2. La controricorrente ne ha eccepito la tardività sul rilievo dell'avvenuta notificazione della sentenza d'appello in data 14 ottobre 2015, ed ha prodotto documentazione dalla quale risulta che, nella data indicata, l'avv. Poddie (codifensore della F. in appello) inviò messaggio via PEC di notifica della sentenza della Corte d'appello n. 524 del 2915 presso il difensore domiciliatario delle controparti avv.ti Luigi Greco e Gabriella Greco.

3. I ricorrenti hanno replicato all'eccezione in memoria (dep. in data 11 febbraio 2020, in prossimità della camera di consiglio), evidenziando che il file denominato "Corte d'appello di Cagliari sent. n. 524 del 2015.pdf" allegato al messaggio PEC conteneva solo pagine bianche, e che nel file denominato "Relata di notifica P. Sebastiano.pdf" erano visibili solo puntini neri. Siffatta notifica, pertanto, non aveva raggiunto il suo scopo ed era perciò inidonea a far decorrere il termine breve di impugnazione.

4. Il Collegio ritiene che, a fronte della documentazione comprovante l'avvenuta accettazione dal sistema e ricezione del messaggio di consegna, l'onere della prova della disfunzione del sistema gravi sulla parte che contesta la regolarità della notificazione.

4.1. In questi termini si è già espressa Cass. n. 20747 del 2018 (più di recente Cass. 21 febbraio 2020, n. 4624 e Cass. 24 settembre 2020, n. 20039), affermando che «una volta acquisita al processo [in questo caso attraverso l'asseverazione], la prova della sussistenza della ricevuta telematica di avvenuta consegna, solo la concreta allegazione, da parte del destinatario, di una qualche disfunzionalità dei sistemi telematici potrebbe giustificare migliori verifiche sul piano informatico, con onere probatorio a carico del medesimo destinatario (Cass. 31 ottobre 2017, n. 15819; v. anche Cass. 22 dicembre 2016, n. 26773 e, per la precisazione che, in tale ambito, non vi è comunque necessità di querela di falso, Cass. 21 luglio 2016, n. 15035), e ciò in coerenza con i principi già operanti in tema di notificazioni secondo i sistemi tradizionali, ove, a fronte di un'apparenza di regolarità della dinamica comunicatoria, spetta al destinatario promuovere le contestazioni necessarie ed eventualmente fornire la prova di esse (ex plurimis, v. Cass. 20 ottobre 2002, n. 18141; Cass. 20 luglio 1999, n. 7763)».

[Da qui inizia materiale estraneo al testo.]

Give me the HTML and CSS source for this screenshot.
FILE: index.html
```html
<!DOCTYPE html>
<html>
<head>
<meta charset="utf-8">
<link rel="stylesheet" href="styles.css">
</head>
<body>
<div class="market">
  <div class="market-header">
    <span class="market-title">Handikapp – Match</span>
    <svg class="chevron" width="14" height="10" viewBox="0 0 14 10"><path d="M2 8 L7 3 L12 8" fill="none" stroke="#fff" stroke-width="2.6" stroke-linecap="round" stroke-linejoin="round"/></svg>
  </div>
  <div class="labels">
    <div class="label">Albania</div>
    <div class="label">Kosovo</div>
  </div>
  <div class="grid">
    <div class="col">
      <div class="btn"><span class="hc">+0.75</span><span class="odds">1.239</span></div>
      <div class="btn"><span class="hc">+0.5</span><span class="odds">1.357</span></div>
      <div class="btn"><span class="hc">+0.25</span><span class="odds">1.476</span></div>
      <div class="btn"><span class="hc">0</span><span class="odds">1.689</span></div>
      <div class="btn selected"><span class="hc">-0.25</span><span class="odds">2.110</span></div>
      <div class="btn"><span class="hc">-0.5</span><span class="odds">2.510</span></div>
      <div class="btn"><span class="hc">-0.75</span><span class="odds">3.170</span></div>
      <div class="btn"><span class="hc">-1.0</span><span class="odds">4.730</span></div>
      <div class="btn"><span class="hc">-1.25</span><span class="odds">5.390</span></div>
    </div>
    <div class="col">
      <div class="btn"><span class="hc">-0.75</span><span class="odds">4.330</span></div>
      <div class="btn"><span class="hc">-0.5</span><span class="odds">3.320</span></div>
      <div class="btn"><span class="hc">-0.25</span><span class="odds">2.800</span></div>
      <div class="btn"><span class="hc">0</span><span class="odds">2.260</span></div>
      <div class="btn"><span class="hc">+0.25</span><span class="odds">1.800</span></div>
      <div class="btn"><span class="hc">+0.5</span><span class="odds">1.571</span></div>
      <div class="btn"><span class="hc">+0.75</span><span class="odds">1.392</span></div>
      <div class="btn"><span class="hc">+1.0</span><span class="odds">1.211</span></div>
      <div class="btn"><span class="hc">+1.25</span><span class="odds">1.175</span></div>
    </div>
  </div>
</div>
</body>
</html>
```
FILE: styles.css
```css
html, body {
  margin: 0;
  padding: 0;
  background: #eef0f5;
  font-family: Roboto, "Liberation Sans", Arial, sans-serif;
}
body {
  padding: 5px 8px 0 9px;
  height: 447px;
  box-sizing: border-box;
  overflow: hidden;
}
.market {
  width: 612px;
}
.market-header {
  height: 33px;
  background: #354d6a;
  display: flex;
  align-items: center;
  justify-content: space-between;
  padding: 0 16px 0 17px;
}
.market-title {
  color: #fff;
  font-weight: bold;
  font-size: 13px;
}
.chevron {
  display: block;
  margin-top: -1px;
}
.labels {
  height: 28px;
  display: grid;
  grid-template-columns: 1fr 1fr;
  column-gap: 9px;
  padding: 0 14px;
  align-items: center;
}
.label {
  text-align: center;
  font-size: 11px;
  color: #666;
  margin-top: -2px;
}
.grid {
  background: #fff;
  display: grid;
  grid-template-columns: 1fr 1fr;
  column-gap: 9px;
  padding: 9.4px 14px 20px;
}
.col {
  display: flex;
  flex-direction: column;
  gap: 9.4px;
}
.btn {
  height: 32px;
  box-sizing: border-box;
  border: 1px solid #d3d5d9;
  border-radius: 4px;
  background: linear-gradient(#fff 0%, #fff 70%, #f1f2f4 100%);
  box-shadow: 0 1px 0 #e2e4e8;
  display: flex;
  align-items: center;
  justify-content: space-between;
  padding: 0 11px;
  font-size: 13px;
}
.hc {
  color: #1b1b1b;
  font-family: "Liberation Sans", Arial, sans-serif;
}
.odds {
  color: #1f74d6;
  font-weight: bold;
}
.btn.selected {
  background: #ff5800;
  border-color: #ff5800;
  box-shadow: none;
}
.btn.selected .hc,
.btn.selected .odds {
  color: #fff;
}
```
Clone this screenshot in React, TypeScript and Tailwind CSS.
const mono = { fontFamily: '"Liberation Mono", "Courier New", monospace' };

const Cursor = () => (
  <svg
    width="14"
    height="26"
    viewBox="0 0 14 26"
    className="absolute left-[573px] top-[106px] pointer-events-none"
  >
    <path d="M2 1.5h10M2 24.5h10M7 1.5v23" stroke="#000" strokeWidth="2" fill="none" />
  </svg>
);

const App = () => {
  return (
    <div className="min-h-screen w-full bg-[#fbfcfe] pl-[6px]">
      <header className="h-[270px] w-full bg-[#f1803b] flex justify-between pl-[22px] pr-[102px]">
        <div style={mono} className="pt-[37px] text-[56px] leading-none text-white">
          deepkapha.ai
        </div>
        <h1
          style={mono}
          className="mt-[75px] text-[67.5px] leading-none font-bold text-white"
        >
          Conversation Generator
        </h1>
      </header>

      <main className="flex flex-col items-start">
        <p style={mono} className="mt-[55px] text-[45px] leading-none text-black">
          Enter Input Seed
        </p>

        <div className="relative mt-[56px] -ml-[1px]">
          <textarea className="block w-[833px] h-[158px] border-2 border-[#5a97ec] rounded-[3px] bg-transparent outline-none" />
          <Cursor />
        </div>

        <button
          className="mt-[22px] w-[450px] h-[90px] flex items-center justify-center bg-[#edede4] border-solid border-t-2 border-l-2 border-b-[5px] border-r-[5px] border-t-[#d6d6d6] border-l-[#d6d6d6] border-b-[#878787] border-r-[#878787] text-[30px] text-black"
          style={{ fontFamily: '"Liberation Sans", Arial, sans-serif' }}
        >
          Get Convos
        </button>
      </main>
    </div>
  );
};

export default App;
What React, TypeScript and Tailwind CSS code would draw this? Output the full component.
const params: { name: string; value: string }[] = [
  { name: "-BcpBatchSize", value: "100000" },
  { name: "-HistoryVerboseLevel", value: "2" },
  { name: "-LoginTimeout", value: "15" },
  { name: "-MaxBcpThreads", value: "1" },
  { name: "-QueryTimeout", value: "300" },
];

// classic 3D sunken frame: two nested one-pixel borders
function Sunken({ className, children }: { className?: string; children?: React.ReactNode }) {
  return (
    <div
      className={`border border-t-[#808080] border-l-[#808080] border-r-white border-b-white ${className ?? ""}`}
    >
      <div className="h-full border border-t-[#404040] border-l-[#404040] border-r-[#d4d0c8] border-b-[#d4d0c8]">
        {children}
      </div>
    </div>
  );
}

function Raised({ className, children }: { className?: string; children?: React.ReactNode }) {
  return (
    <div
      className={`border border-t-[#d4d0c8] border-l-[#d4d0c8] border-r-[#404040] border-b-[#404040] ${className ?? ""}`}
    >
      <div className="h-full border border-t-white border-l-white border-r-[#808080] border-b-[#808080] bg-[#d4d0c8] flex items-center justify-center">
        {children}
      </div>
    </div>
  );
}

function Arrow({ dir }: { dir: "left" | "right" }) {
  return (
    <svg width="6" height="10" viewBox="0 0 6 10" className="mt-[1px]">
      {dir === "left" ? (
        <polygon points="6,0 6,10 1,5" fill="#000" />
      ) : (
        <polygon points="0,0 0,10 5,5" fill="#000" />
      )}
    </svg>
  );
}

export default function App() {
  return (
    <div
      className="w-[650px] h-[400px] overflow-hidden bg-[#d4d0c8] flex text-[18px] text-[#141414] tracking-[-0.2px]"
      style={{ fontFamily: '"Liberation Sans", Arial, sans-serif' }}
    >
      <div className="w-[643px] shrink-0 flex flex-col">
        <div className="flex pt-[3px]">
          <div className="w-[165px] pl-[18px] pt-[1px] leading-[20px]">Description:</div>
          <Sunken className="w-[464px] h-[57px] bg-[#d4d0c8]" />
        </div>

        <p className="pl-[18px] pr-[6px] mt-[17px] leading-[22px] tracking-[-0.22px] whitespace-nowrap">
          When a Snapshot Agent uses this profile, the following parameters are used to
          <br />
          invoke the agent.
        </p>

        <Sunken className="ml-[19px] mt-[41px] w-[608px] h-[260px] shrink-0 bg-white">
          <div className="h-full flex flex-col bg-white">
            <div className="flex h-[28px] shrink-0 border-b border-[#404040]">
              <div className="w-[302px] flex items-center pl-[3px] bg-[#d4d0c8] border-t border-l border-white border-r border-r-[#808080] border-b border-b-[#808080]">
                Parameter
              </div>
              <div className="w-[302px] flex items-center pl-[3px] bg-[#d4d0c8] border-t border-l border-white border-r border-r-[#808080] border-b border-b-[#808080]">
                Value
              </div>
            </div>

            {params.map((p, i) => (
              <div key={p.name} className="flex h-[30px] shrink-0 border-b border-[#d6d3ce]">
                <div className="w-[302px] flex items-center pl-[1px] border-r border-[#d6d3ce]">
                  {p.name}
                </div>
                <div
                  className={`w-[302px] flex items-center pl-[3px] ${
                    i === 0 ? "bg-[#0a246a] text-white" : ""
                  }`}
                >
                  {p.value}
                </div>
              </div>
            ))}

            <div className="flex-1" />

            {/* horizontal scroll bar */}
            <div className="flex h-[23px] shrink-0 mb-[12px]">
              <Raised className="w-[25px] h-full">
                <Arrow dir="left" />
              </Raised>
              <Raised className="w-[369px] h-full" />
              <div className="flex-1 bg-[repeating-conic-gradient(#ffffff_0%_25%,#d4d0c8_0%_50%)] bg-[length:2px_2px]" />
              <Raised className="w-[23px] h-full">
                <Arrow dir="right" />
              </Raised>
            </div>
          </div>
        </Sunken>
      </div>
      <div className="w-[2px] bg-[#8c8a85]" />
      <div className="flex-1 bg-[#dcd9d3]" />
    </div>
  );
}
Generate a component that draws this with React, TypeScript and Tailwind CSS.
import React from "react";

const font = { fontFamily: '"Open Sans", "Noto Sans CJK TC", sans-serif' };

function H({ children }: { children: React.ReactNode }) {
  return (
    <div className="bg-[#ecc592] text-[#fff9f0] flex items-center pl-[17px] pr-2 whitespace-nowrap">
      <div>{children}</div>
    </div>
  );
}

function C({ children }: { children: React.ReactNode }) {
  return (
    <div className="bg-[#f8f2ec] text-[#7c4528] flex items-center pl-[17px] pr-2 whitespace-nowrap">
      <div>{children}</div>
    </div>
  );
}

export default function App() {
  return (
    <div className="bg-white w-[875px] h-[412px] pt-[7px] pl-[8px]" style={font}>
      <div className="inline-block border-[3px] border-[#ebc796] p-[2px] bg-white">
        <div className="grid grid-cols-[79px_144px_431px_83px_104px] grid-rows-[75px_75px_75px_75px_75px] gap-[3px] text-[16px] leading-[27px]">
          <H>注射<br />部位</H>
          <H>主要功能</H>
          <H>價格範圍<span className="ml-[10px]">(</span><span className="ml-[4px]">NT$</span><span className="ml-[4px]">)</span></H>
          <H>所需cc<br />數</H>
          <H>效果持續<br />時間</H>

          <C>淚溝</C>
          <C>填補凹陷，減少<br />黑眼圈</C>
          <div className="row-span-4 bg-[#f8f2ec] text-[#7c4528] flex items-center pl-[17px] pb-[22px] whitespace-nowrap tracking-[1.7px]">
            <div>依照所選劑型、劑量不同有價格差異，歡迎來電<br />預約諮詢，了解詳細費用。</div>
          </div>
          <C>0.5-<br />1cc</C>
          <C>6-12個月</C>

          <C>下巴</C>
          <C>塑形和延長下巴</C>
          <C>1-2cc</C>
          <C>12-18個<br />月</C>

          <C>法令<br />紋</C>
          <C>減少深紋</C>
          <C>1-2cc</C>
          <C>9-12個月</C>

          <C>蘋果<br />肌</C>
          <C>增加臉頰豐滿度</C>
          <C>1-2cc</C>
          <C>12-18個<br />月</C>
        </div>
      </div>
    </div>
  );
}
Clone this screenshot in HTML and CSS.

4.2. In caso di ricezione di messaggio PEC i cui allegati risultino in tutto o in parte illeggibili, questa Corte ha pure già chiarito che «spetta al destinatario, in un'ottica collaborativa, rendere edotto il mittente incolpevole delle difficoltà di cognizione del contenuto della comunicazione legate all'utilizzo dello strumento telematico» (Cass. 31 ottobre 2017, n. 25819).

5. Il ricorso risulta pertanto tardivo e deve essere dichiarato inammissibile.

Le spese del presente giudizio seguono la soccombenza, liquidate come in dispositivo. Sussistono i presupposti per il raddoppio del contributo unificato.

P.Q.M.

La Corte dichiara inammissibile il ricorso e condanna i ricorrenti al pagamento delle spese del giudizio di legittimità, che liquida in complessivi euro 5.500.00, di cui euro 200,00 per esborsi, oltre spese generali ed accessori di legge.

Ai sensi dell'art. 13, comma 1-quater, del d.P.R. n. 115 del 2002, dichiara la sussistenza dei presupposti processuali per il versamento, da parte dei ricorrenti, di un ulteriore importo a titolo di contributo unificato pari a quello richiesto per il ricorso, a norma del comma 1-bis dello stesso art. 13, se dovuto.